Muhiydin d’Baha, Charleston BLM Organizer Killed in New Orleans

Muhiydin d’Baha, a prominent BLM organizer in Charleston was killed in New Orleans on Tuesday.

Muhiydin d’Baha, a prominent BLM organizer in Charleston was killed in New Orleans on Tuesday.

By Free Radical

On early Tuesday morning, Muhiydin d’Baha, a prominent Black Lives Matter organizer in the city of Charleston, SC was murdered in New Orleans. Police reports state that he was shot in the leg while riding his bicycle down Bienville St. He later bled to death after being taken to a local hospital. According to a friend, d’Baha had traveled to New Orleans to learn organizing strategies he could use in Charleston.

d’Baha, who was born Muhiydin Moye, saw his star rise after the murder of Walter Scott by a North Charleston police officer in April 2015. He quickly became a major organizer in the Charleston area by protesting police violence and other racialized inequities. D’Baha also gained fame last year when he attempted to wrestle away a Confederate flag from the South Carolina Secessionist Party who picketed a speech by Bree Newsome. Newsome is best known for climbing a flag pole on the grounds of the South Carolina statehouse to remove a Confederate flag in 2015 following the racist massacre of nine parishioners in Charleston’s Emanuel A.M.E. Church. In his own incident of snatching the Confederate flag, d’Baha said he wanted White nationalists to “understand what it is to meet real resistance, to meet people that aren’t scared.”

Tragically, d’Baha joins a number of Black Lives Matter organizers who were killed recently. Ohio activist Marshawn McCarrel killed himself in 2016. In St. Louis, DeAndre Joshua, Darren Seals, and Edward Crawford were found murdered. The killings of all three men remain unsolved.

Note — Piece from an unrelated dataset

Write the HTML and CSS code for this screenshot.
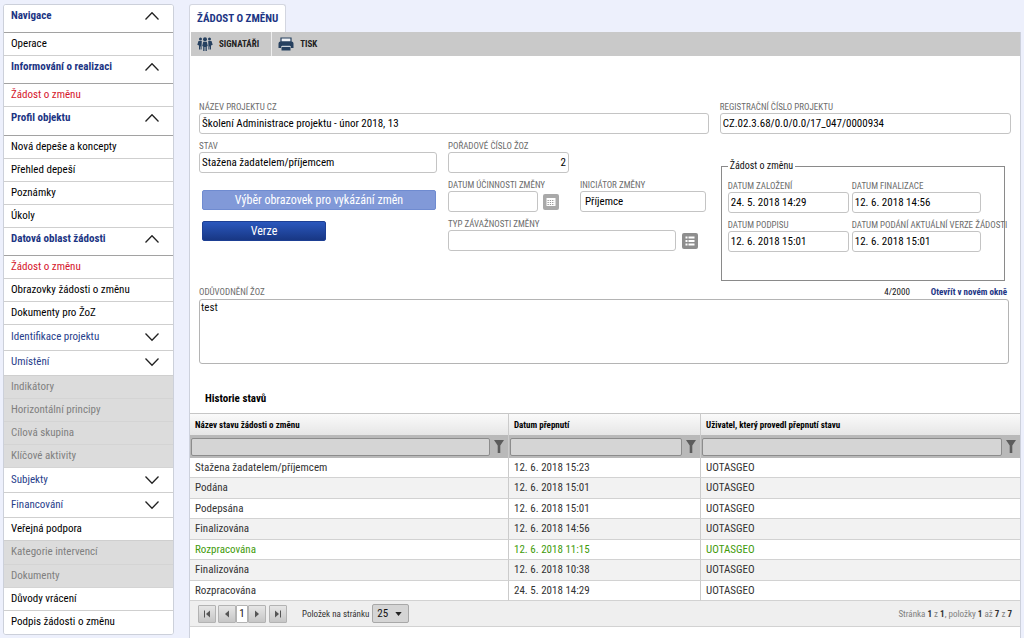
FILE: index.html
```html
<!DOCTYPE html>
<html lang="cs">
<head>
<meta charset="utf-8">
<title>Žádost o změnu</title>
<link rel="stylesheet" href="styles.css">
</head>
<body>
<svg class="sprite" aria-hidden="true">
  <symbol id="up" viewBox="0 0 16 10"><path d="M1.500 8.500 8 1.800l6.500 6.700" fill="none" stroke="#222" stroke-width="1.300"/></symbol>
  <symbol id="down" viewBox="0 0 16 10"><path d="M1.500 1.500 8 8.200l6.500-6.700" fill="none" stroke="#222" stroke-width="1.300"/></symbol>
  <symbol id="funnel" viewBox="0 0 10 13"><path d="M0 0h10L6.300 5.500V13H3.700V5.500z" fill="#5c5c5c"/></symbol>
</svg>
<div class="page">
  <nav class="sidebar">
    <button class="group">Navigace<svg class="chev"><use href="#up"/></svg></button>
    <a class="item" href="#">Operace</a>
    <button class="group">Informování o realizaci<svg class="chev"><use href="#up"/></svg></button>
    <a class="item active" href="#">Žádost o změnu</a>
    <button class="group">Profil objektu<svg class="chev"><use href="#up"/></svg></button>
    <a class="item" href="#">Nová depeše a koncepty</a>
    <a class="item" href="#">Přehled depeší</a>
    <a class="item" href="#">Poznámky</a>
    <a class="item" href="#">Úkoly</a>
    <button class="group">Datová oblast žádosti<svg class="chev"><use href="#up"/></svg></button>
    <a class="item active" href="#">Žádost o změnu</a>
    <a class="item" href="#">Obrazovky žádosti o změnu</a>
    <a class="item" href="#">Dokumenty pro ŽoZ</a>
    <button class="group closed">Identifikace projektu<svg class="chev"><use href="#down"/></svg></button>
    <button class="group closed">Umístění<svg class="chev"><use href="#down"/></svg></button>
    <span class="item disabled">Indikátory</span>
    <span class="item disabled">Horizontální principy</span>
    <span class="item disabled">Cílová skupina</span>
    <span class="item disabled">Klíčové aktivity</span>
    <button class="group closed">Subjekty<svg class="chev"><use href="#down"/></svg></button>
    <button class="group closed">Financování<svg class="chev"><use href="#down"/></svg></button>
    <a class="item" href="#">Veřejná podpora</a>
    <span class="item disabled">Kategorie intervencí</span>
    <span class="item disabled">Dokumenty</span>
    <a class="item" href="#">Důvody vrácení</a>
    <a class="item" href="#">Podpis žádosti o změnu</a>
  </nav>

  <main class="main">
    <h1 class="tab">ŽÁDOST O ZMĚNU</h1>
    <div class="panel">
      <div class="toolbar">
        <button class="tool">
          <svg class="tool-icon" viewBox="0 0 16 16" fill="#26405f"><circle cx="8" cy="3.200" r="2"/><circle cx="3.500" cy="3" r="1.500"/><circle cx="12.500" cy="3" r="1.500"/><path d="M6.200 5.800h3.600l1 4.200-1 .5V15H8.500v-4h-1v4H6.200v-4.500l-1-.5zM1.500 5h3.300L4.600 10v3.500H3.500V10.500H3v3H2V9.500L.3 8.700zM14.500 5h-3.300l.2 5v3.500h1.100v-3h.5v3h1V9.500l1.700-.8z"/></svg>SIGNATÁŘI</button>
        <button class="tool">
          <svg class="tool-icon" viewBox="0 0 16 16"><path d="M3 2h10v4H3z" fill="#eef1f5" stroke="#26405f" stroke-width="1.200"/><path d="M2.500 5.500h11A2 2 0 0 1 15.500 7.500V12H13v-2H3v2H.5V7.500a2 2 0 0 1 2-2z" fill="#26405f"/><path d="M3.500 10.500h9v4h-9z" fill="#26405f"/><path d="M4 10.300h8" stroke="#dde3ea" stroke-width="1"/></svg>TISK</button>
      </div>

      <form class="form">
        <div class="columns">
          <div class="field"><label for="nazev">NÁZEV PROJEKTU CZ</label><input id="nazev" value="Školení Administrace projektu - únor 2018, 13"></div>
          <div class="field"><label for="reg">REGISTRAČNÍ ČÍSLO PROJEKTU</label><input id="reg" value="CZ.02.3.68/0.0/0.0/17_047/0000934"></div>
          <div class="state">
            <div class="stack">
              <div class="field"><label for="stav">STAV</label><input id="stav" value="Stažena žadatelem/příjemcem"></div>
              <div class="actions">
                <button type="button" class="btn wide" disabled>Výběr obrazovek pro vykázání změn</button>
                <button type="button" class="btn">Verze</button>
              </div>
            </div>
            <div class="stack">
              <div class="field short"><label for="poradi">POŘADOVÉ ČÍSLO ŽOZ</label><input id="poradi" class="num" value="2"></div>
              <div class="pair">
                <div class="field"><label for="ucinnost">DATUM ÚČINNOSTI ZMĚNY</label>
                  <div class="with-icon"><input id="ucinnost"><button type="button" class="pick" aria-label="Kalendář"><svg viewBox="0 0 16 16"><path d="M3.500 4h9v8h-9z" fill="#fff"/><path d="M4.500 6.500h7m-7 2h7m-7 2h7" stroke="#999" stroke-dasharray="1.300 1"/></svg></button></div></div>
                <div class="field"><label for="iniciator">INICIÁTOR ZMĚNY</label><input id="iniciator" class="roomy" value="Příjemce"></div>
              </div>
              <div class="field"><label for="typ">TYP ZÁVAŽNOSTI ZMĚNY</label>
                <div class="with-icon type"><input id="typ"><button type="button" class="pick dark" aria-label="Seznam"><svg viewBox="0 0 16 16"><path d="M3.500 4.500h2m1 0h6m-9 3.500h2m1 0h6m-9 3.500h2m1 0h6" stroke="#fff" stroke-width="2"/></svg></button></div></div>
            </div>
          </div>
          <fieldset class="dates">
            <legend>Žádost o změnu</legend>
            <div class="field"><label for="d1">DATUM ZALOŽENÍ</label><input id="d1" value="24. 5. 2018 14:29"></div>
            <div class="field"><label for="d2">DATUM FINALIZACE</label><input id="d2" value="12. 6. 2018 14:56"></div>
            <div class="field"><label for="d3">DATUM PODPISU</label><input id="d3" value="12. 6. 2018 15:01"></div>
            <div class="field"><label for="d4">DATUM PODÁNÍ AKTUÁLNÍ VERZE ŽÁDOSTI</label><input id="d4" value="12. 6. 2018 15:01"></div>
          </fieldset>
        </div>
        <div class="reason">
          <div class="reason-head"><label for="oduv">ODŮVODNĚNÍ ŽOZ</label><span class="count">4/2000</span><a href="#">Otevřít v novém okně</a></div>
          <textarea id="oduv">test</textarea>
        </div>
      </form>

      <h2 class="heading">Historie stavů</h2>
      <table class="grid">
        <colgroup><col class="c1"><col class="c2"><col class="c3"></colgroup>
        <thead>
          <tr><th>Název stavu žádosti o změnu</th><th>Datum přepnutí</th><th>Uživatel, který provedl přepnutí stavu</th></tr>
          <tr class="filters">
            <td><div class="filter"><input aria-label="Filtr názvu stavu"><button aria-label="Filtrovat"><svg><use href="#funnel"/></svg></button></div></td>
            <td><div class="filter"><input aria-label="Filtr data"><button aria-label="Filtrovat"><svg><use href="#funnel"/></svg></button></div></td>
            <td><div class="filter"><input aria-label="Filtr uživatele"><button aria-label="Filtrovat"><svg><use href="#funnel"/></svg></button></div></td>
          </tr>
        </thead>
        <tbody>
          <tr><td>Stažena žadatelem/příjemcem</td><td>12. 6. 2018 15:23</td><td>UOTASGEO</td></tr>
          <tr><td>Podána</td><td>12. 6. 2018 15:01</td><td>UOTASGEO</td></tr>
          <tr><td>Podepsána</td><td>12. 6. 2018 15:01</td><td>UOTASGEO</td></tr>
          <tr><td>Finalizována</td><td>12. 6. 2018 14:56</td><td>UOTASGEO</td></tr>
          <tr class="current"><td>Rozpracována</td><td>12. 6. 2018 11:15</td><td>UOTASGEO</td></tr>
          <tr><td>Finalizována</td><td>12. 6. 2018 10:38</td><td>UOTASGEO</td></tr>
          <tr><td>Rozpracována</td><td>24. 5. 2018 14:29</td><td>UOTASGEO</td></tr>
        </tbody>
      </table>
      <div class="pager">
        <button class="pg" aria-label="První"><svg viewBox="0 0 10 10"><path d="M2.500 1.500v7" stroke="#555"/><path d="M8 1.500v7L4 5z" fill="#555"/></svg></button>
        <button class="pg prev" aria-label="Předchozí"><svg viewBox="0 0 10 10"><path d="M7 1.500v7L3 5z" fill="#555"/></svg></button>
        <button class="pg page-no">1</button>
        <button class="pg" aria-label="Další"><svg viewBox="0 0 10 10"><path d="M3 1.500v7L7 5z" fill="#555"/></svg></button>
        <button class="pg last" aria-label="Poslední"><svg viewBox="0 0 10 10"><path d="M7.500 1.500v7" stroke="#555"/><path d="M2 1.500v7L6 5z" fill="#555"/></svg></button>
        <label for="size">Položek na stránku</label>
        <span class="select"><select id="size"><option>25</option></select><svg viewBox="0 0 8 5"><path d="M0 0h8L4 5z" fill="#222"/></svg></span>
        <span class="summary">Stránka <b>1</b> z <b>1</b>, položky <b>1</b> až <b>7</b> z <b>7</b></span>
      </div>
    </div>
  </main>
</div>
</body>
</html>
```
FILE: styles.css
```css
* { box-sizing: border-box; }
body { margin: 0; background: #edf0fc; color: #111; font: 11px/16px "Roboto Condensed", Roboto, sans-serif; }
button, input, select, textarea { font: inherit; color: inherit; margin: 0; }
button { cursor: pointer; }
a { text-decoration: none; }
.sprite { position: absolute; width: 0; height: 0; }

.page { display: grid; grid-template-columns: 171px minmax(0, 1fr); gap: 15px; min-height: 100vh; padding: 4px 3px 0; }

/* Sidebar */
.sidebar { display: flex; flex-direction: column; margin-bottom: 3px; background: #fff; border: 1px solid #ccd0da; border-radius: 3px; overflow: hidden; }
.item, .group { flex: 1 0 23px; display: flex; align-items: center; justify-content: space-between; padding: 0 13px 0 7px; border: 0; border-bottom: 1px solid #cfcfcf; background: #fff; color: #000; text-align: left; }
.item:last-child { border-bottom: 0; }
.item.active { color: #d5152b; }
.item.disabled { background: #dcdcdc; border-color: #d4d4d4; color: #808080; }
.group { flex-basis: 28px; padding-bottom: 5px; border-bottom-color: #a2a2a2; color: #1c3584; font-weight: 700; }
.group.closed { flex-basis: 25px; padding-bottom: 1px; border-bottom-color: #cfcfcf; font-weight: 400; color: #27408b; }
.chev { width: 16px; height: 10px; }

/* Main panel */
.main { display: flex; flex-direction: column; align-items: stretch; }
.tab { align-self: flex-start; margin: 0; padding: 0 7px; background: #fff; border: 1px solid #d3d6e0; border-bottom: 0; border-radius: 3px 3px 0 0; color: #1c3584; font-size: 11px; line-height: 27px; }
.panel { flex: 1; background: #fff; border: 1px solid #cdd1dc; border-width: 0 1px; }
.toolbar { display: flex; height: 24px; margin-left: 1px; background: #c9c9c9; }
.tool { display: flex; align-items: center; gap: 6px; padding: 0 12px 0 6px; border: 0; border-right: 1px solid #eee; background: none; color: #222; font-size: 9px; font-weight: 700; }
.tool:last-child { border-right: 0; }
.tool-icon { width: 16px; height: 16px; }

/* Form */
.form { padding: 45px 9px 0; }
.columns { display: grid; grid-template-columns: minmax(0, 7fr) minmax(0, 4fr); gap: 6px 11px; }
.field { display: flex; flex-direction: column; min-width: 0; }
label { color: #6c6c6c; font-size: 9px; line-height: 12px; white-space: nowrap; }
.field input { width: 100%; height: 21px; padding: 0 2px; border: 1px solid #c4c4c4; border-radius: 3px; background: #fff; color: #000; }
.field .num { text-align: right; }
.field .roomy { padding-left: 4px; }
.state { display: grid; grid-template-columns: 238px minmax(0, 1fr); gap: 11px; }
.stack { display: flex; flex-direction: column; gap: 6px; }
.actions { display: flex; flex-direction: column; align-items: flex-start; gap: 11px; padding: 11px 1px 0 3px; }
.btn { width: 124px; height: 20px; padding: 0; border: 1px solid #1d3f94; border-radius: 2px; background: linear-gradient(#2a57bd, #183784); color: #fff; font-size: 12px; line-height: 18px; }
.btn.wide { width: 100%; border-color: #6f8bd0; background: #8199d8; }
.short { width: 121px; }
.pair { display: grid; grid-template-columns: 120px 126px; gap: 12px; }
.with-icon { display: grid; grid-template-columns: minmax(0, 1fr) 16px; gap: 5px; align-items: center; padding-right: 9px; }
.with-icon.type { gap: 6px; padding-right: 11px; }
.pick { width: 16px; height: 16px; padding: 0; border: 0; border-radius: 2px; background: #a9a9a9; }
.pick.dark { background: #8e8e8e; }
.pick svg { display: block; width: 16px; height: 16px; }

.dates { display: grid; grid-template-columns: 121px 129px; align-content: start; gap: 6px 3px; height: 121px; min-width: 0; margin: 20px 6px 0 1px; padding: 8px 7px 0 6px; border: 1px solid #8a8a8a; }
.dates legend { padding: 0 2px; font-size: 10px; line-height: 12px; }

.reason { margin: 4px 2px 0 0; }
.reason-head { display: flex; align-items: center; padding-right: 2px; }
.reason-head label { flex: 1; }
.reason-head .count { margin-right: 21px; font-size: 9px; line-height: 14px; }
.reason-head a { color: #1c3584; font-size: 9px; font-weight: 700; line-height: 14px; }
textarea { display: block; width: 100%; height: 65px; padding: 0 1px; border: 1px solid #b4b4b4; border-radius: 3px; resize: none; }

/* Table */
.heading { margin: 27px 15px 6px; font-size: 11px; line-height: 16px; color: #000; }
.grid { width: 100%; border-collapse: separate; border-spacing: 0; table-layout: fixed; color: #333; }
.c1 { width: 318px; }
.c2 { width: 192px; }
.grid th { height: 22px; padding: 0 5px; border-top: 1px solid #c6c6c6; background: linear-gradient(#fafafa, #e6e6e6); color: #000; font-size: 9px; text-align: left; }
.grid th + th, .grid td + td { border-left: 1px solid #cbcbcb; }
.grid tbody td { height: 20px; padding: 0 5px; border-bottom: 1px solid #d2d2d2; line-height: 16px; }
.grid tbody tr:nth-child(even) td { height: 21px; background: #f2f2f2; }
.grid tbody .current { color: #3f9b0b; }
.filters td { height: 23px; padding: 0 1px; background: #b9b9b9; }
.filter { display: flex; align-items: center; }
.filter input { flex: 1; min-width: 0; height: 18px; border: 1px solid #8c8c8c; border-radius: 2px; background: #d5d5d5; }
.filter button { display: flex; justify-content: center; width: 17px; padding: 0; border: 0; background: none; }
.filter svg { width: 10px; height: 13px; }

.pager { display: flex; align-items: center; height: 26px; padding: 0 8px; border-bottom: 1px solid #d2d2d2; background: #efefef; }
.pg { display: flex; align-items: center; justify-content: center; width: 18px; height: 18px; padding: 0; border: 1px solid #b3b3b3; border-radius: 1px; background: linear-gradient(#e6e6e6, #c6c6c6); }
.pg svg { width: 10px; height: 10px; }
.pg.prev { margin-left: 2px; }
.pg.page-no { width: 12px; background: #fff; }
.pg.last { margin-left: 3px; }
.pager label { margin: 0 3px 0 15px; color: #333; }
.select { display: grid; align-items: center; width: 37px; height: 19px; }
.select select, .select svg { grid-area: 1 / 1; }
.select select { appearance: none; width: 100%; height: 100%; padding: 0 4px; border: 1px solid #a8a8a8; border-radius: 2px; background: #d5d5d5; }
.select svg { justify-self: end; width: 7px; height: 4px; margin-right: 7px; pointer-events: none; }
.summary { margin-left: auto; color: #808080; font-size: 9px; }
.summary b { color: #333; }
```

Yet their work lives on in the people they have impacted. On Facebook, Thomas Dixon, d’Baha’s comrade, and co-founder of The Coalition: People United to Take Back Our Community, wrote: “Moya Moye, I am eternally grateful to you and for you . . . for your spirit that refused to accept injustice, your courage that showed the world that fear in the face of wrong was not an option, and your strength that kept you on the battlefield, even when no one else was there. I will forever miss you, my brother. I, for one, know just how much you enriched my life. Soldiers together . . . forever.”